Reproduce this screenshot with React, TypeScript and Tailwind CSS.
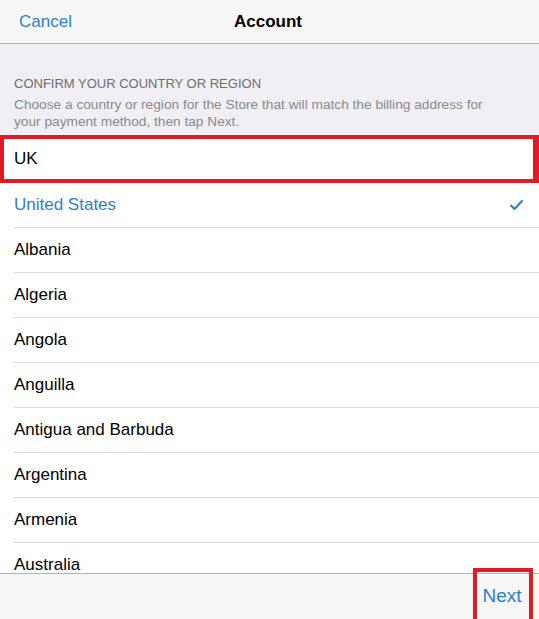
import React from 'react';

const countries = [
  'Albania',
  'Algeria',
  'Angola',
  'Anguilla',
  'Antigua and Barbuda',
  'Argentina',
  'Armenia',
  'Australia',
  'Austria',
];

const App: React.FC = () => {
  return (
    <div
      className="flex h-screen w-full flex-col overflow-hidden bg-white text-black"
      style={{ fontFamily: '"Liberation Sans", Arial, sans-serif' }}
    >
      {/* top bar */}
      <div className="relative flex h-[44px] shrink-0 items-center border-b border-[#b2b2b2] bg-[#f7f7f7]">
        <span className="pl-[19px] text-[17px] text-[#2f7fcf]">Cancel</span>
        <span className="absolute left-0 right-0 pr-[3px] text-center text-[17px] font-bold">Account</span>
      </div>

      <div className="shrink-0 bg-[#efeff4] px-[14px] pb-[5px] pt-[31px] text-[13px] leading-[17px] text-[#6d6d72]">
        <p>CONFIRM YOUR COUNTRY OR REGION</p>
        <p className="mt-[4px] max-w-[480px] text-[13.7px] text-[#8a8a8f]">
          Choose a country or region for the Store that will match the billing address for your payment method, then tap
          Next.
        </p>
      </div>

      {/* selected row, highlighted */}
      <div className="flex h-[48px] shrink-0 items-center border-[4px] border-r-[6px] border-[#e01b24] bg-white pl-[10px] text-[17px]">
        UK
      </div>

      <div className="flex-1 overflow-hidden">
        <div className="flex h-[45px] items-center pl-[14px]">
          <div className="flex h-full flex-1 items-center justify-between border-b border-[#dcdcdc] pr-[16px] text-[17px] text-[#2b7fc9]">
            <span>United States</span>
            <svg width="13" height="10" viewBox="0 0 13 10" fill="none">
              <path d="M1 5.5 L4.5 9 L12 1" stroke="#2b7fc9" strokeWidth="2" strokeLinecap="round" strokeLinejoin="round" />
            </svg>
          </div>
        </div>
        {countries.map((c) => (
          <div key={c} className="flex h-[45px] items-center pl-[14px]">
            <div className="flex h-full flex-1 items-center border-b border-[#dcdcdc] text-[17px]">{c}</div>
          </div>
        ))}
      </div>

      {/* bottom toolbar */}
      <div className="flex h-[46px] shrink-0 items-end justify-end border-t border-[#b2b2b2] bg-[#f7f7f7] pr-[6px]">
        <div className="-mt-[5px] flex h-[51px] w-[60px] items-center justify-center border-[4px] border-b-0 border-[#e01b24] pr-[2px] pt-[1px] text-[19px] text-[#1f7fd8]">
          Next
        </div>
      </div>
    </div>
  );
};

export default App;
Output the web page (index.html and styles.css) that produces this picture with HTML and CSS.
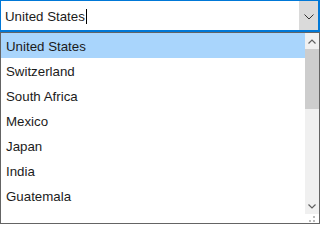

^^^^

Without the pictures, write out every entry precisely as it appears.

Reproduce this screenshot with React, TypeScript and Tailwind CSS.
import React from 'react';

const countries = [
  'Albania',
  'Algeria',
  'Angola',
  'Anguilla',
  'Antigua and Barbuda',
  'Argentina',
  'Armenia',
  'Australia',
  'Austria',
];

const App: React.FC = () => {
  return (
    <div
      className="flex h-screen w-full flex-col overflow-hidden bg-white text-black"
      style={{ fontFamily: '"Liberation Sans", Arial, sans-serif' }}
    >
      {/* top bar */}
      <div className="relative flex h-[44px] shrink-0 items-center border-b border-[#b2b2b2] bg-[#f7f7f7]">
        <span className="pl-[19px] text-[17px] text-[#2f7fcf]">Cancel</span>
        <span className="absolute left-0 right-0 pr-[3px] text-center text-[17px] font-bold">Account</span>
      </div>

      <div className="shrink-0 bg-[#efeff4] px-[14px] pb-[5px] pt-[31px] text-[13px] leading-[17px] text-[#6d6d72]">
        <p>CONFIRM YOUR COUNTRY OR REGION</p>
        <p className="mt-[4px] max-w-[480px] text-[13.7px] text-[#8a8a8f]">
          Choose a country or region for the Store that will match the billing address for your payment method, then tap
          Next.
        </p>
      </div>

      {/* selected row, highlighted */}
      <div className="flex h-[48px] shrink-0 items-center border-[4px] border-r-[6px] border-[#e01b24] bg-white pl-[10px] text-[17px]">
        UK
      </div>

      <div className="flex-1 overflow-hidden">
        <div className="flex h-[45px] items-center pl-[14px]">
          <div className="flex h-full flex-1 items-center justify-between border-b border-[#dcdcdc] pr-[16px] text-[17px] text-[#2b7fc9]">
            <span>United States</span>
            <svg width="13" height="10" viewBox="0 0 13 10" fill="none">
              <path d="M1 5.5 L4.5 9 L12 1" stroke="#2b7fc9" strokeWidth="2" strokeLinecap="round" strokeLinejoin="round" />
            </svg>
          </div>
        </div>
        {countries.map((c) => (
          <div key={c} className="flex h-[45px] items-center pl-[14px]">
            <div className="flex h-full flex-1 items-center border-b border-[#dcdcdc] text-[17px]">{c}</div>
          </div>
        ))}
      </div>

      {/* bottom toolbar */}
      <div className="flex h-[46px] shrink-0 items-end justify-end border-t border-[#b2b2b2] bg-[#f7f7f7] pr-[6px]">
        <div className="-mt-[5px] flex h-[51px] w-[60px] items-center justify-center border-[4px] border-b-0 border-[#e01b24] pr-[2px] pt-[1px] text-[19px] text-[#1f7fd8]">
          Next
        </div>
      </div>
    </div>
  );
};

export default App;
Output the web page (index.html and styles.css) that produces this picture with HTML and CSS.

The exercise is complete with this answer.